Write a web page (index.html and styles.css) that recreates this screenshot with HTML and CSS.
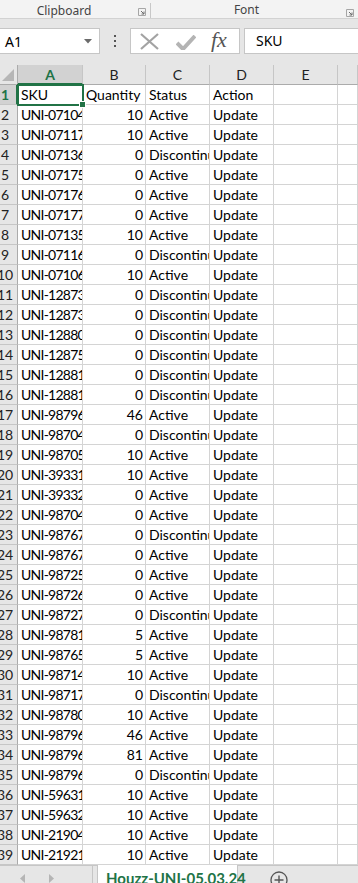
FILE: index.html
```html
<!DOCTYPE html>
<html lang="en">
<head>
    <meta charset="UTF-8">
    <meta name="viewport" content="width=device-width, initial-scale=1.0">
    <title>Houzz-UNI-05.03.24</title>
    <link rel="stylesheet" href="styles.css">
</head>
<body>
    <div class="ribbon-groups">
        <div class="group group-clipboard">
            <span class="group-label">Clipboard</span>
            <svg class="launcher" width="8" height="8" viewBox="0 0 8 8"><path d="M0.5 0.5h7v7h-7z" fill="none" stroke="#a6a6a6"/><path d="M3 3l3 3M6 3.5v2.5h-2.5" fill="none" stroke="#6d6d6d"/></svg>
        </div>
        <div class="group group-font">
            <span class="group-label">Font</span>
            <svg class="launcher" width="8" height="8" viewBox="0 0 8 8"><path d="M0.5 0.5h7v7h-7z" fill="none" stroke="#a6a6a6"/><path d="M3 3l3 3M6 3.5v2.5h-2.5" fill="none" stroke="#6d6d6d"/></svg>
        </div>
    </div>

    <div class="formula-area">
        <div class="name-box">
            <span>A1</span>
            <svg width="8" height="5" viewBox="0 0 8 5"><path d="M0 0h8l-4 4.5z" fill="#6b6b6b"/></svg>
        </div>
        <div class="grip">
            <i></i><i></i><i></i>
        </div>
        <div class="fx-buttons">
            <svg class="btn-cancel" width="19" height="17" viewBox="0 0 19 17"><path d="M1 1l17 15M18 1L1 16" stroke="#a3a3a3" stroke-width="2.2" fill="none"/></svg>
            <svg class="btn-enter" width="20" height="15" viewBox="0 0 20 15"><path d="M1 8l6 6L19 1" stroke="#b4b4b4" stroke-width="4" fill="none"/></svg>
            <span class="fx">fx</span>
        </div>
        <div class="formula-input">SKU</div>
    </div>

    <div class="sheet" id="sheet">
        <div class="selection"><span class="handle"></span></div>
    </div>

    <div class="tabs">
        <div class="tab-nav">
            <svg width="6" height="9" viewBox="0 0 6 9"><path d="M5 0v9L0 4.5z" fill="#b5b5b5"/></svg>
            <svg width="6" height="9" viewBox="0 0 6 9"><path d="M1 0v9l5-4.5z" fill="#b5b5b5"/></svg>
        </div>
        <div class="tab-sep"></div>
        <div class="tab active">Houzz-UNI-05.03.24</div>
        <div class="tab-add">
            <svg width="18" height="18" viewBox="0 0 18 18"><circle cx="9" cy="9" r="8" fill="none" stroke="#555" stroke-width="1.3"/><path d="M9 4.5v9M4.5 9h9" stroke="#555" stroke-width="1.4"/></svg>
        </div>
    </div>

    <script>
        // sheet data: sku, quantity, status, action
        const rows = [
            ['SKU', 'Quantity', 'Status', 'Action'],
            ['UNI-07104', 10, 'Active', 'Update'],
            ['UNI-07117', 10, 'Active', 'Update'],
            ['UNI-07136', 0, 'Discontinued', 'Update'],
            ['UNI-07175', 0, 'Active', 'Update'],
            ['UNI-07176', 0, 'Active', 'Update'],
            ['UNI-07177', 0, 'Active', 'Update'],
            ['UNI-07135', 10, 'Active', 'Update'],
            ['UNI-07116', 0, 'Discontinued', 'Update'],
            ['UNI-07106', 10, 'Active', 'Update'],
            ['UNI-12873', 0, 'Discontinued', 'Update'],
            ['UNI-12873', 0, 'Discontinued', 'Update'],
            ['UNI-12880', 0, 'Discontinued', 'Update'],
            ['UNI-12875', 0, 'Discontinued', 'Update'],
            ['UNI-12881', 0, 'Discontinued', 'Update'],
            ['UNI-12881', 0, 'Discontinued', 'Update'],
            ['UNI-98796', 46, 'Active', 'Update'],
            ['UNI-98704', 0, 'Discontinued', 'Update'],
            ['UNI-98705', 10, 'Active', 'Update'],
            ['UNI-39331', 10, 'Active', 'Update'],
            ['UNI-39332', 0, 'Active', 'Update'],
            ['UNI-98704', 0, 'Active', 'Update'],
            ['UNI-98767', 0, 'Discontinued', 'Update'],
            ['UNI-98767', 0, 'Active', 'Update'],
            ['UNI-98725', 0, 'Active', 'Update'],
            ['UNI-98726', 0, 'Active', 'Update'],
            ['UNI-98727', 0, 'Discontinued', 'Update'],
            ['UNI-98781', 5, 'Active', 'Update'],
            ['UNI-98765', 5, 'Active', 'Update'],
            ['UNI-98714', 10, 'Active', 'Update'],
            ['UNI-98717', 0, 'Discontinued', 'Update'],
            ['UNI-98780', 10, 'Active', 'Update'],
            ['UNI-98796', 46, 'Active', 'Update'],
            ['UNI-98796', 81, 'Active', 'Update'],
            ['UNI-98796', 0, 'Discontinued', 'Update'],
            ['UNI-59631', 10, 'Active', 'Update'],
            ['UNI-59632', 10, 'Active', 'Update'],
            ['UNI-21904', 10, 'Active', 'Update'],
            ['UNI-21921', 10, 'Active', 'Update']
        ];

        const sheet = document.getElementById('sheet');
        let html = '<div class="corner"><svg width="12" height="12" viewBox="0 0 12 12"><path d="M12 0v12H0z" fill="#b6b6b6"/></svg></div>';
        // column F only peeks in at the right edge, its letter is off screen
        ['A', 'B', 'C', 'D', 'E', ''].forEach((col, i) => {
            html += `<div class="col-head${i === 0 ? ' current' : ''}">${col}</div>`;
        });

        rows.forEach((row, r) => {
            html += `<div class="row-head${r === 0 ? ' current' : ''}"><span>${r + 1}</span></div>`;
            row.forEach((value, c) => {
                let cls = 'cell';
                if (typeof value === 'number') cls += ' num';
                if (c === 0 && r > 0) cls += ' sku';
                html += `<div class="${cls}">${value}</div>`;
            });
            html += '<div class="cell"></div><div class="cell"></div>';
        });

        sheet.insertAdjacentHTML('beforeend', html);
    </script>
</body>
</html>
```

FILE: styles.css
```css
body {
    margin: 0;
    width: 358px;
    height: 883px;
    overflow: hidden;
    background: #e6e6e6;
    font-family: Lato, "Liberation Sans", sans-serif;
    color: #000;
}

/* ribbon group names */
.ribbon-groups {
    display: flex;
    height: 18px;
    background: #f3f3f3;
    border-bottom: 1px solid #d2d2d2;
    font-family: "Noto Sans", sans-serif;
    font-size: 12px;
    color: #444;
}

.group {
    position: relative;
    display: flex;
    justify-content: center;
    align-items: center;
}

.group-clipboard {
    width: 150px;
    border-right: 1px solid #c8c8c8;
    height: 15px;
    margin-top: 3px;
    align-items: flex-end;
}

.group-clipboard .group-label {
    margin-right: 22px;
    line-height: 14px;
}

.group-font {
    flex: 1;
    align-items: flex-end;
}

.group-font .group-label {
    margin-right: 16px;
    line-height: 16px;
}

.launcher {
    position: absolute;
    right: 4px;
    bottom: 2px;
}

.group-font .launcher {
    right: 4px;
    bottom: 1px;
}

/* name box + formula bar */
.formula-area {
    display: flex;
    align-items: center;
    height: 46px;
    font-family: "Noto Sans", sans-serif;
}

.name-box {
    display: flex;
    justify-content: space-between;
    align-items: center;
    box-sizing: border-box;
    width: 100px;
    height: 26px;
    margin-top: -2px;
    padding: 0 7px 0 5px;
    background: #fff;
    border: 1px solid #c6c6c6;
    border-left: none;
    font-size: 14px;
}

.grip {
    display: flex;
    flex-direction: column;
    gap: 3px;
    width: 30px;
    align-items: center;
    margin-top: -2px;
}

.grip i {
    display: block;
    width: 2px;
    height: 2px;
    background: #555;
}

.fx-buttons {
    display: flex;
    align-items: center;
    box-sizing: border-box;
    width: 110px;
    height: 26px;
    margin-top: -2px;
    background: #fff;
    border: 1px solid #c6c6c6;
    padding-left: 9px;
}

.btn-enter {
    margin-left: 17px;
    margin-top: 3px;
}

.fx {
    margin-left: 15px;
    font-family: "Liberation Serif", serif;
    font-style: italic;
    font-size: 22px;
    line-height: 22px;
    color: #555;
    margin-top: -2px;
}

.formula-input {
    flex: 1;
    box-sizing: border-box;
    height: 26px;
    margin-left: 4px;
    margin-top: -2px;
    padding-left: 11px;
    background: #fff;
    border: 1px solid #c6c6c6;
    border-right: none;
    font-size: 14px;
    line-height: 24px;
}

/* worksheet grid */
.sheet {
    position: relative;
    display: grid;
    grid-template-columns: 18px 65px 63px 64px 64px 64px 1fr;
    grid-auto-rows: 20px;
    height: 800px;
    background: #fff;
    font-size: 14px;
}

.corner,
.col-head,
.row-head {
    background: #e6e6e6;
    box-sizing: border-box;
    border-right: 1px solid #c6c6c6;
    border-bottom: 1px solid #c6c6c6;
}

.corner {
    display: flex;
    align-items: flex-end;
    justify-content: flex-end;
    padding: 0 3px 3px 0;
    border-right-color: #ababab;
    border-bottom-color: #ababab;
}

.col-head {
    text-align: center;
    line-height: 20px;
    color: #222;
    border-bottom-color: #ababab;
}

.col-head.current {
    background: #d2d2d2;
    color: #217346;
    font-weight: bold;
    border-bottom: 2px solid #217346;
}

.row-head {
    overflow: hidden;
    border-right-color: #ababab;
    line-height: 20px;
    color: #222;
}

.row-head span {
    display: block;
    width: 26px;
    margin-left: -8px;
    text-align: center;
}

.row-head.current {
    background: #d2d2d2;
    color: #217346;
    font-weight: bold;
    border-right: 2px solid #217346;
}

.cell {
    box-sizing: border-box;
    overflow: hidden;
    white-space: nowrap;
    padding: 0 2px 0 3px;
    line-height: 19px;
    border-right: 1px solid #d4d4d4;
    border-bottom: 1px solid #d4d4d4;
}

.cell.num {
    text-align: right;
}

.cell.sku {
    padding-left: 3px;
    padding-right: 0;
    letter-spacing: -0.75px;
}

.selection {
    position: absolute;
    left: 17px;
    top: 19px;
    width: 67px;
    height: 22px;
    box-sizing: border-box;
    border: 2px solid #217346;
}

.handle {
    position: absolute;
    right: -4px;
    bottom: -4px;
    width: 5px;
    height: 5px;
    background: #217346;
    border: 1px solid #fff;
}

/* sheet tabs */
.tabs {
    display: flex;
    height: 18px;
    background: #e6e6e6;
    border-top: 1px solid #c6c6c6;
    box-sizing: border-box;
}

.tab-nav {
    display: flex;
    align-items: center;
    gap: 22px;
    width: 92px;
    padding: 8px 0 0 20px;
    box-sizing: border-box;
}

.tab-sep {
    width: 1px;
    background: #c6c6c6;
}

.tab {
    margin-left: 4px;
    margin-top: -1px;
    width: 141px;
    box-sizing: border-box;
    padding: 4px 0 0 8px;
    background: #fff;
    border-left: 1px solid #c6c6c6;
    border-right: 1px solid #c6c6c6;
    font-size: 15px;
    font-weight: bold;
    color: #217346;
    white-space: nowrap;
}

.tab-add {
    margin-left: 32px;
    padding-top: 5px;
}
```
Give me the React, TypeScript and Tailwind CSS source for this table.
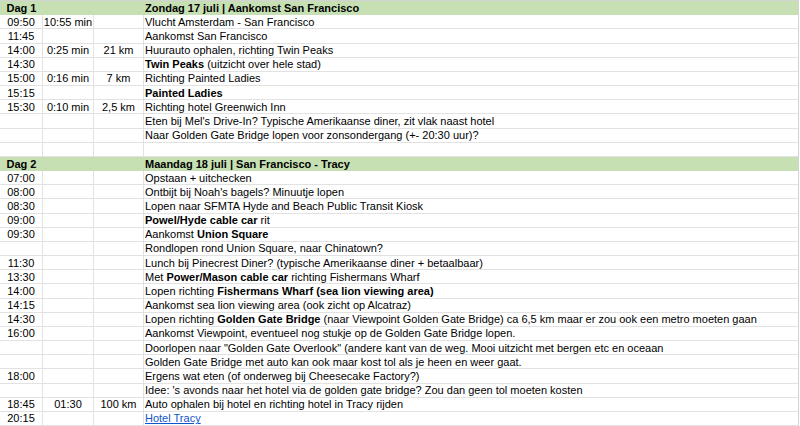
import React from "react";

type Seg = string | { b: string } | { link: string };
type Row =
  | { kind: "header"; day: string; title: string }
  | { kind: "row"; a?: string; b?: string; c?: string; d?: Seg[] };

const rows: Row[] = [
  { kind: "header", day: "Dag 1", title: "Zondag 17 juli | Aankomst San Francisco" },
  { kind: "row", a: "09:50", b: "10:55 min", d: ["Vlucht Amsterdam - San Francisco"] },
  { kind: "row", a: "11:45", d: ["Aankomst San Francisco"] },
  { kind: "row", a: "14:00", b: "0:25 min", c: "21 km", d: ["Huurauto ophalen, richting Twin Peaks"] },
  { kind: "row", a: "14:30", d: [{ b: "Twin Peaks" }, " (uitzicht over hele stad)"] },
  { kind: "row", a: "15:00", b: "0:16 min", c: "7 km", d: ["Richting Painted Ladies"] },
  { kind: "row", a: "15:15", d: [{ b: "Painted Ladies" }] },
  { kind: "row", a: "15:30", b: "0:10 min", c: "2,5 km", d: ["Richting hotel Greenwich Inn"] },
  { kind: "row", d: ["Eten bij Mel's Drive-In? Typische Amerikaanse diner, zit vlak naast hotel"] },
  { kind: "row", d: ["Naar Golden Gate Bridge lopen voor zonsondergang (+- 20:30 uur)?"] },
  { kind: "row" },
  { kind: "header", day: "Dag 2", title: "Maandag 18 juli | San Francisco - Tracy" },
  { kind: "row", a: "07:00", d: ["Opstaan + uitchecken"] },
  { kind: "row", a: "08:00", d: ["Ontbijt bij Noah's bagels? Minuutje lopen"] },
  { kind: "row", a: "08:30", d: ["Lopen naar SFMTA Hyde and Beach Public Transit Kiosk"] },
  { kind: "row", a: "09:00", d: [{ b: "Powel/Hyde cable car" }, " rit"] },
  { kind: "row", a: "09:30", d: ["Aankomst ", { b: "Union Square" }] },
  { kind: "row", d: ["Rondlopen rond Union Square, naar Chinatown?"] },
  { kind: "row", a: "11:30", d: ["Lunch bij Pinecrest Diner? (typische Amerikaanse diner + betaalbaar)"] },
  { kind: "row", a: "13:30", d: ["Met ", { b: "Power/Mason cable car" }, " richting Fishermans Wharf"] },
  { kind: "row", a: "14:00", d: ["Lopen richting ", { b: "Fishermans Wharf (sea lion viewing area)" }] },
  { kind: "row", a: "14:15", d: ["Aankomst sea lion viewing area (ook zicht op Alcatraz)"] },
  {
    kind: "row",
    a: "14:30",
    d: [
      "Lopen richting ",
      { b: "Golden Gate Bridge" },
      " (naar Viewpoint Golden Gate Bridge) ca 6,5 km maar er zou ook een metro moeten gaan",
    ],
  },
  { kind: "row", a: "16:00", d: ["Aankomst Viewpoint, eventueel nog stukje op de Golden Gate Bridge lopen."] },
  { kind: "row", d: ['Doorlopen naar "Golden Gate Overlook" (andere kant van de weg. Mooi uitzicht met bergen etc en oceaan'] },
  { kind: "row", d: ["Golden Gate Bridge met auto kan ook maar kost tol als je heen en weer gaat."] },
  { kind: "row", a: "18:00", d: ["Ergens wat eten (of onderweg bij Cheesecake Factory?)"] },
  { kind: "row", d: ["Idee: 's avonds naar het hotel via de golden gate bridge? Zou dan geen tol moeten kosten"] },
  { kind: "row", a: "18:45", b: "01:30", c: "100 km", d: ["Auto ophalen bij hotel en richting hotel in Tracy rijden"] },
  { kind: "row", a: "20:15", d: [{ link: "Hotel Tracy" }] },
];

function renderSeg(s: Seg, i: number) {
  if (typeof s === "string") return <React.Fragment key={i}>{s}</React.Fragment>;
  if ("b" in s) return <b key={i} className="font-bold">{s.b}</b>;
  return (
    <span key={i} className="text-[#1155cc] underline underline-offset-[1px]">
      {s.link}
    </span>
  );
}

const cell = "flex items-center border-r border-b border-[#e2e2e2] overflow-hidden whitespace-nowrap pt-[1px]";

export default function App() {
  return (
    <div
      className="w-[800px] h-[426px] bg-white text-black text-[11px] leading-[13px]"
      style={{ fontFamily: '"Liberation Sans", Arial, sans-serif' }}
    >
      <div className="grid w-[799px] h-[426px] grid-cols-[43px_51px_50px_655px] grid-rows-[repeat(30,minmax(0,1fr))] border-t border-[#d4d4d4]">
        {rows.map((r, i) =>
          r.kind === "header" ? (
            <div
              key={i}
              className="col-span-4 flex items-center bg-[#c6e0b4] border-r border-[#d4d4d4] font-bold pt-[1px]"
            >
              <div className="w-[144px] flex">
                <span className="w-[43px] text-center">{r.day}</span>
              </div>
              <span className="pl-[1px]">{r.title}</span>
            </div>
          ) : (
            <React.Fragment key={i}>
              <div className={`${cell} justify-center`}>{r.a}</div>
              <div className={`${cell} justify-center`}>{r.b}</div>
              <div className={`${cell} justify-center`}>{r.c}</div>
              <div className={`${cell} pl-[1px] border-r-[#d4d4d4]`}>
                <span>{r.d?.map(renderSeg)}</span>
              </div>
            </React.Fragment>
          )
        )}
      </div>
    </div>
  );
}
──────────────────────────────
__Task description__.
What's needed is an exact copy of the records above from the line containing "Give me the" down to the line containing "string; b?: string;", both included, without any pictures.

__Task output__.
Give me the React, TypeScript and Tailwind CSS source for this table.
import React from "react";

type Seg = string | { b: string } | { link: string };
type Row =
  | { kind: "header"; day: string; title: string }
  | { kind: "row"; a?: string; b?: string; c?: string; d?: Seg[] };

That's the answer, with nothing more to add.